►

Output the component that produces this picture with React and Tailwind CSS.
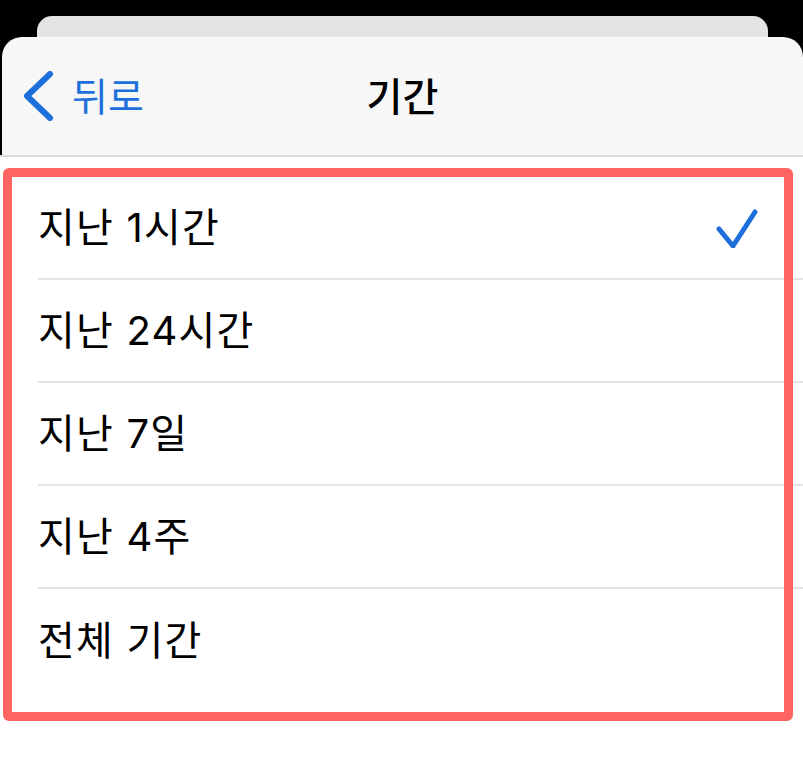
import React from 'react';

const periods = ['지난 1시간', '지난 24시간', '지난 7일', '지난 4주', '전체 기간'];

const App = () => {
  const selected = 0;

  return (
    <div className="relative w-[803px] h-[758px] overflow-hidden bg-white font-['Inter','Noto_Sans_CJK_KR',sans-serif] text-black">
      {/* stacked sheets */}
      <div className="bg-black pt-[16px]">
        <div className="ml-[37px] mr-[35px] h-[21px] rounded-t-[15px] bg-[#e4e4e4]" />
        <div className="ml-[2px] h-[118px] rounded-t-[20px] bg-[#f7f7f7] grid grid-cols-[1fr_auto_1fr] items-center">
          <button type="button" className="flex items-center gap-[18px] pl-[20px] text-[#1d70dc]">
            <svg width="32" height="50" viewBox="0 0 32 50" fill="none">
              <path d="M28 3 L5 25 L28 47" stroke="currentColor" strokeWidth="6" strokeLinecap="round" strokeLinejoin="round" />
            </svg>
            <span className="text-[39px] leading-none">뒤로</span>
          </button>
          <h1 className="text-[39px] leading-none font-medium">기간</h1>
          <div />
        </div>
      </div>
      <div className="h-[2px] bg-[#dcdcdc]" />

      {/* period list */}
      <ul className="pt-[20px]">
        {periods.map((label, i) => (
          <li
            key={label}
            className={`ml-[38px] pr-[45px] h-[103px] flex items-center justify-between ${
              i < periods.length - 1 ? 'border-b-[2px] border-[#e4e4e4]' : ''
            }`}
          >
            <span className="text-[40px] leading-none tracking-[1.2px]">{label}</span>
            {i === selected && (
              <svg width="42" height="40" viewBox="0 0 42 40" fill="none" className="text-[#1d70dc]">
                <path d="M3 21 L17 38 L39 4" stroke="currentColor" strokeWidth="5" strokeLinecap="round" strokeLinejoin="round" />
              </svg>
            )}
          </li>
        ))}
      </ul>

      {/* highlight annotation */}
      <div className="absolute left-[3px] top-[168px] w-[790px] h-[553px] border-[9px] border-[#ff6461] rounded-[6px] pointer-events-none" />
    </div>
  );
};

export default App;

◄

### [Given instruction]
Leave the pictures out and reproduce exactly the lines from the top of the listing above through the line with "const selected = 0;".

### [Output of the task]
Output the component that produces this picture with React and Tailwind CSS.
import React from 'react';

const periods = ['지난 1시간', '지난 24시간', '지난 7일', '지난 4주', '전체 기간'];

const App = () => {
  const selected = 0;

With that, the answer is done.